The Technical and Ethical Implications for Game Developers
The existence of the Magic Bullet cheat creates a massive technical debt for game developers. It forces a shift in how game engines are designed, moving more processing power from the “client” (the player’s PC) to the “server.”
Server-Side Validation: The Ultimate Barrier
The most effective way to neutralize Magic Bullet cheats is “Server-Side Validation.” In this model, the client does not decide if a hit occurred; it merely sends a request. The server, which maintains the “authoritative” state of the game world, checks if that hit was possible. If the server sees a wall between the shooter and the target, it rejects the hit.
However, this comes with a significant technical trade-off: latency (lag). Performing these checks for 100 players in real-time requires immense server-side CPU power and can lead to a “heavy” feeling in gameplay. Finding the balance between high-performance networking and robust security validation is one of the greatest engineering challenges in modern game development.

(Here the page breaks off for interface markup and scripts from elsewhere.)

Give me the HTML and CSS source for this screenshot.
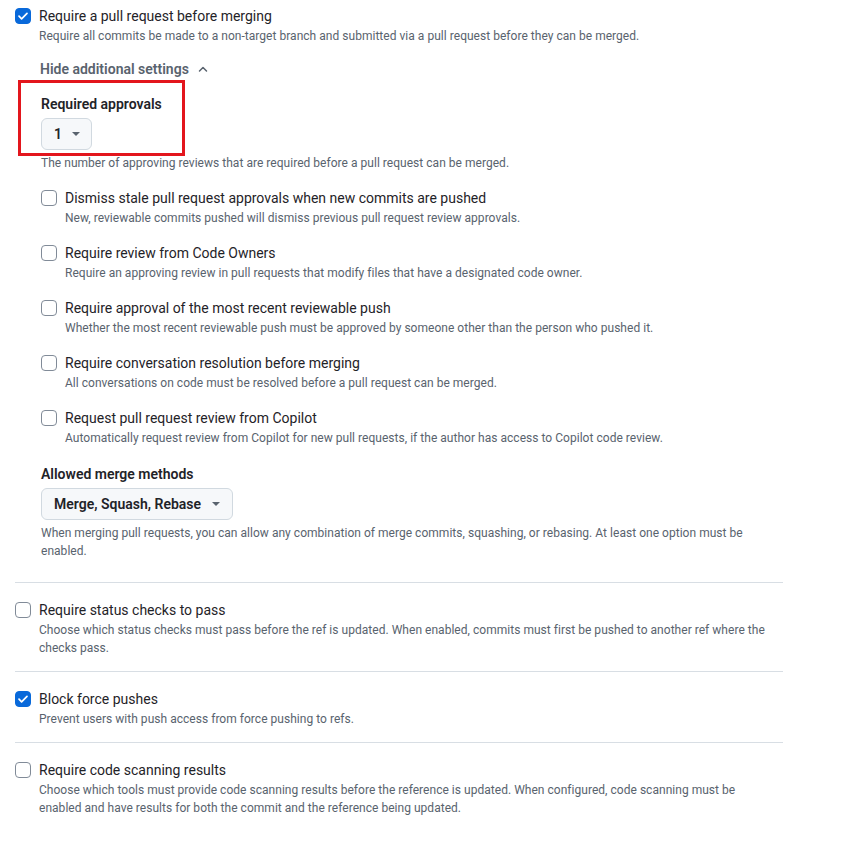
FILE: index.html
```html
<!DOCTYPE html>
<html>
<head>
<meta charset="utf-8">
<link rel="stylesheet" href="styles.css">
</head>
<body>
<div class="page">
  <div class="section first">
    <div class="row">
      <span class="cb checked"><svg viewBox="0 0 16 16" width="16" height="16"><path d="M4 8.2l2.6 2.6L12 5.4" fill="none" stroke="#fff" stroke-width="1.7" stroke-linecap="round" stroke-linejoin="round"/></svg></span>
      <div class="body">
        <div class="title">Require a pull request before merging</div>
        <div class="desc">Require all commits be made to a non-target branch and submitted via a pull request before they can be merged.</div>
        <div class="toggle">Hide additional settings <svg class="chev" viewBox="0 0 12 8" width="12" height="8"><path d="M2.5 6L6 2.5 9.5 6" fill="none" stroke="#59636e" stroke-width="1.5" stroke-linecap="round" stroke-linejoin="round"/></svg></div>
        <div class="nested">
          <div class="highlight-wrap">
            <div class="label">Required approvals</div>
            <div class="btn btn-small"><span>1</span><span class="caret"></span></div>
            <div class="redbox"></div>
          </div>
          <div class="desc gap4">The number of approving reviews that are required before a pull request can be merged.</div>

          <div class="row sub">
            <span class="cb"></span>
            <div class="body">
              <div class="title">Dismiss stale pull request approvals when new commits are pushed</div>
              <div class="desc">New, reviewable commits pushed will dismiss previous pull request review approvals.</div>
            </div>
          </div>
          <div class="row sub">
            <span class="cb"></span>
            <div class="body">
              <div class="title">Require review from Code Owners</div>
              <div class="desc">Require an approving review in pull requests that modify files that have a designated code owner.</div>
            </div>
          </div>
          <div class="row sub">
            <span class="cb"></span>
            <div class="body">
              <div class="title">Require approval of the most recent reviewable push</div>
              <div class="desc">Whether the most recent reviewable push must be approved by someone other than the person who pushed it.</div>
            </div>
          </div>
          <div class="row sub">
            <span class="cb"></span>
            <div class="body">
              <div class="title">Require conversation resolution before merging</div>
              <div class="desc">All conversations on code must be resolved before a pull request can be merged.</div>
            </div>
          </div>
          <div class="row sub">
            <span class="cb"></span>
            <div class="body">
              <div class="title">Request pull request review from Copilot</div>
              <div class="desc">Automatically request review from Copilot for new pull requests, if the author has access to Copilot code review.</div>
            </div>
          </div>

          <div class="label merge-label">Allowed merge methods</div>
          <div class="btn btn-merge"><span>Merge, Squash, Rebase</span><span class="caret"></span></div>
          <div class="desc gap4">When merging pull requests, you can allow any combination of merge commits, squashing, or rebasing. At least one option must be enabled.</div>
        </div>
      </div>
    </div>
  </div>

  <div class="section">
    <div class="row">
      <span class="cb"></span>
      <div class="body">
        <div class="title">Require status checks to pass</div>
        <div class="desc">Choose which status checks must pass before the ref is updated. When enabled, commits must first be pushed to another ref where the checks pass.</div>
      </div>
    </div>
  </div>

  <div class="section">
    <div class="row">
      <span class="cb checked"><svg viewBox="0 0 16 16" width="16" height="16"><path d="M4 8.2l2.6 2.6L12 5.4" fill="none" stroke="#fff" stroke-width="1.7" stroke-linecap="round" stroke-linejoin="round"/></svg></span>
      <div class="body">
        <div class="title">Block force pushes</div>
        <div class="desc">Prevent users with push access from force pushing to refs.</div>
      </div>
    </div>
  </div>

  <div class="section">
    <div class="row">
      <span class="cb"></span>
      <div class="body">
        <div class="title">Require code scanning results</div>
        <div class="desc">Choose which tools must provide code scanning results before the reference is updated. When configured, code scanning must be enabled and have results for both the commit and the reference being updated.</div>
      </div>
    </div>
  </div>
</div>
</body>
</html>
```
FILE: styles.css
```css
* { box-sizing: border-box; }
html, body { margin: 0; padding: 0; background: #fff; }
body {
  font-family: Roboto, "Noto Sans", sans-serif;
  color: #1f2328;
  font-size: 14px;
}
.page {
  width: 783px;
  padding-left: 15px;
}
.section {
  border-top: 1px solid #d8dee4;
  padding: 17px 0 14px;
}
.section.first {
  border-top: none;
  padding: 6px 0 22px;
}
.row {
  display: flex;
  gap: 8px;
  align-items: flex-start;
}
.cb {
  flex: none;
  width: 16px;
  height: 16px;
  margin-top: 2px;
  border: 1px solid #818b98;
  border-radius: 4px;
  background: #fff;
  display: flex;
  align-items: center;
  justify-content: center;
}
.cb.checked {
  background: #0969da;
  border-color: #0969da;
}
.cb svg { display: block; margin: -1px; }
.body { flex: 1; min-width: 0; padding-right: 16px; }
.row .row .body { padding-right: 0; }
.title {
  font-size: 14px;
  line-height: 20px;
  color: #1f2328;
}
.desc {
  font-size: 12px;
  line-height: 18px;
  color: #59636e;
  margin-top: 1px;
  letter-spacing: 0.03px;
}
.desc.gap4 { margin-top: 4px; }
.toggle {
  margin-top: 14px;
  margin-left: 1px;
  font-size: 14px;
  line-height: 20px;
  font-weight: 600;
  color: #59636e;
  display: flex;
  align-items: center;
  gap: 8px;
}
.chev { display: block; }
.nested {
  margin-left: 2px;
  margin-top: 15px;
}
.highlight-wrap { position: relative; }
.label {
  font-size: 14px;
  line-height: 20px;
  font-weight: 600;
  color: #1f2328;
}
.btn {
  margin-top: 4px;
  height: 32px;
  display: inline-flex;
  align-items: center;
  gap: 10px;
  padding: 0 12px;
  background: #f6f8fa;
  border: 1px solid #d1d9e0;
  border-radius: 6px;
  font-weight: 600;
  font-size: 14px;
  color: #1f2328;
  white-space: nowrap;
}
.btn-small { width: 51px; }
.btn-merge { width: 192px; justify-content: space-between; }
.caret {
  width: 0;
  height: 0;
  border-left: 4px solid transparent;
  border-right: 4px solid transparent;
  border-top: 4px solid #59636e;
}
.redbox {
  position: absolute;
  left: -23px;
  top: -14px;
  width: 167px;
  height: 76px;
  border: 3px solid #e3161d;
  pointer-events: none;
}
.sub { margin-top: 16px; }
.merge-label { margin-top: 17px; }
```
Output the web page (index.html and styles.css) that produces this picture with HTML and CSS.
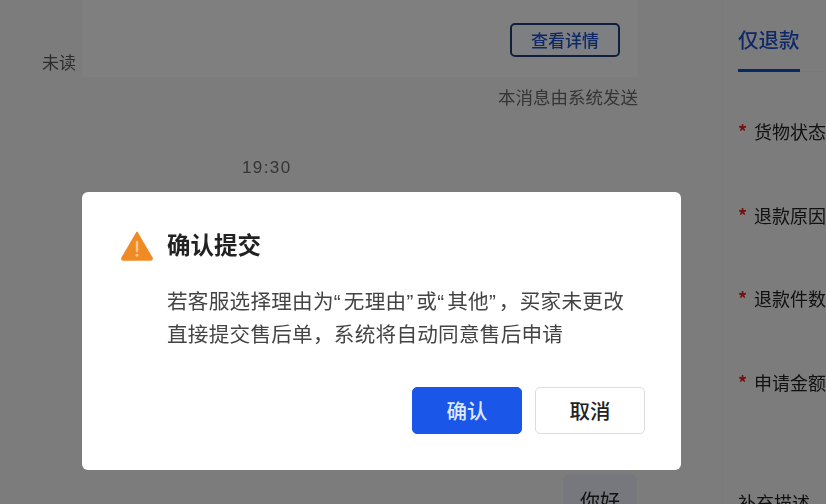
FILE: index.html
```html
<!DOCTYPE html>
<html lang="zh-CN">
<head>
<meta charset="utf-8">
<title>确认提交</title>
<link rel="stylesheet" href="styles.css">
</head>
<body>
<div class="page">
  <main class="chat">
    <div class="msg-row">
      <span class="unread">未读</span>
      <div class="card"><button class="detail-btn">查看详情</button></div>
    </div>
    <div class="sys-note">本消息由系统发送</div>
    <div class="time">19:30</div>
    <div class="divider"></div>
    <div class="bubble">你好</div>
  </main>
  <aside class="side">
    <div class="tabs"><span class="tab">仅退款</span></div>
    <div class="fields">
      <div class="field"><span class="star">*</span>货物状态</div>
      <div class="field"><span class="star">*</span>退款原因</div>
      <div class="field"><span class="star">*</span>退款件数</div>
      <div class="field"><span class="star">*</span>申请金额</div>
      <div class="field plain">补充描述</div>
    </div>
  </aside>
  <div class="scrim"></div>
  <section class="modal">
    <header class="modal-head">
      <svg class="warn" viewBox="0 0 32 30" width="32" height="30" aria-hidden="true">
        <path d="M16 1.5 L31 27 Q31.4 29 29.5 29 L2.5 29 Q.6 29 1 27 Z" fill="#f08a24" stroke="#f08a24" stroke-width="1.5" stroke-linejoin="round"/>
        <path d="M16 11 V20" stroke="#f9c88c" stroke-width="2.4" stroke-linecap="round"/>
        <circle cx="16" cy="24.2" r="1.5" fill="#f9c88c"/>
      </svg>
      <h1 class="title">确认提交</h1>
    </header>
    <p class="body-text">若客服选择理由为<span class="q">“</span>无理由<span class="q">”</span>或<span class="q">“</span>其他<span class="q">”</span>，买家未更改<br>直接提交售后单，系统将自动同意售后申请</p>
    <footer class="actions">
      <button class="btn primary">确认</button>
      <button class="btn">取消</button>
    </footer>
  </section>
</div>
</body>
</html>
```
FILE: styles.css
```css
* { box-sizing: border-box; }
html, body { margin: 0; padding: 0; }
body { font-family: "Noto Sans CJK SC", "Liberation Sans", sans-serif; }
.page {
  position: relative;
  width: 826px;
  height: 504px;
  overflow: hidden;
  display: flex;
  background: #eeeef0;
}
.chat { width: 722px; flex: none; display: flex; flex-direction: column; filter: blur(.7px); }
.msg-row { display: flex; align-items: flex-end; padding-left: 42px; height: 77px; }
.unread { width: 40px; font-size: 17px; line-height: 24px; color: #555; margin-bottom: 3px; }
.card {
  width: 556px;
  height: 77px;
  background: #f4f4f6;
  display: flex;
  justify-content: flex-end;
  padding: 23px 18px 0 0;
}
.detail-btn {
  width: 110px;
  height: 34px;
  padding: 0 0 2px;
  border: 2px solid #1c3f78;
  border-radius: 5px;
  background: #f0f4fc;
  color: #1d4fc4;
  font: 500 17px/1 "Noto Sans CJK SC", sans-serif;
}
.sys-note {
  width: 638px;
  margin-top: 8px;
  text-align: right;
  font-size: 17.5px;
  line-height: 24px;
  color: #666;
}
.time {
  margin: 47px 0 0 242px;
  font-size: 17px;
  line-height: 24px;
  letter-spacing: 1.4px;
  color: #666;
  font-family: "Liberation Sans", sans-serif;
}
.divider { height: 1px; margin-top: 75px; background: #e2e2e4; }
.bubble {
  width: 74px;
  height: 60px;
  margin: 219px 0 0 563px;
  padding-top: 13px;
  text-align: center;
  background: #e2e7f2;
  border-radius: 6px;
  font-size: 20px;
  line-height: 28px;
  color: #222;
}
.side { flex: 1; min-width: 0; padding-left: 15px; border-left: 1px solid #e8e8ea; filter: blur(.7px); }
.tabs { height: 72px; padding-top: 24px; border-bottom: 1px solid #e6e6e8; }
.tab {
  display: block;
  width: 62px;
  height: 48px;
  font-size: 20.5px;
  line-height: 30px;
  font-weight: 500;
  color: #1d4fc4;
  border-bottom: 3px solid #0d50c0;
}
.fields { padding-top: 44px; }
.field {
  height: 83.5px;
  font-size: 18px;
  line-height: 30px;
  color: #222;
  white-space: nowrap;
}
.field.plain { margin-top: 37px; }
.star { display: inline-block; width: 16px; color: #e02020; font-weight: 700; }
.scrim { position: absolute; inset: 0; background: rgba(0, 0, 0, .48); }
.modal {
  position: absolute;
  left: 82px;
  top: 192px;
  width: 599px;
  height: 278px;
  background: #fff;
  border-radius: 6px;
  padding: 39px 36px 0 39px;
  display: flex;
  flex-direction: column;
}
.modal-head { display: flex; align-items: flex-start; gap: 14px; height: 32px; }
.warn { flex: none; }
.title { margin: -3px 0 0; font-size: 23.5px; line-height: 32px; font-weight: 700; color: #222; filter: blur(.5px); }
.body-text {
  margin: 22px 0 0 46px;
  font-family: "Liberation Sans", "Noto Sans CJK SC", sans-serif;
  font-size: 20.6px;
  line-height: 33px;
  letter-spacing: .26px;
  color: #444;
  white-space: nowrap;
  filter: blur(.5px);
}
.q { letter-spacing: 3.1px; }
.actions { display: flex; justify-content: flex-end; gap: 13px; margin-top: 36px; }
.btn {
  width: 110px;
  height: 47px;
  padding: 0;
  border: 1px solid #dcdce0;
  border-radius: 5px;
  background: #fff;
  color: #222;
  font: 500 20.5px/1 "Noto Sans CJK SC", sans-serif;
}
.btn.primary { background: #1a56e8; border-color: #1a56e8; color: #dfe8fb; }
```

The Financial Cost of Software Vulnerabilities
From a business and tech perspective, a widespread Magic Bullet exploit can be catastrophic. It degrades the “product integrity” of a live-service game, leading to player churn and decreased revenue. Consequently, the “Anti-Cheat” department has become as critical as the “Engine Development” department.
Companies now invest millions into “Bounty Programs,” where they pay ethical hackers to find vulnerabilities like Magic Bullet exploits before they can be used by malicious actors. This has turned game security into a specialized branch of cybersecurity, attracting talent from traditional software security and defense sectors.

Conclusion: The Future of Game Integrity and Software Security
The “Magic Bullet” cheat is more than just a nuisance for gamers; it is a sophisticated piece of software that exploits the fundamental ways computers process data and networks communicate. It represents the “dark side” of software engineering, where deep knowledge of memory management and network protocols is used to bypass complex security systems.
As we move toward a future of cloud gaming and integrated AI, the nature of these exploits will continue to change. While server-side processing may eventually make client-side cheats like the Magic Bullet obsolete, the ingenuity of those seeking to find “the cheat code” will undoubtedly pivot to new frontiers. For now, the Magic Bullet serves as a reminder that in the world of technology, security is not a destination but a continuous, evolving process of defense, detection, and innovation.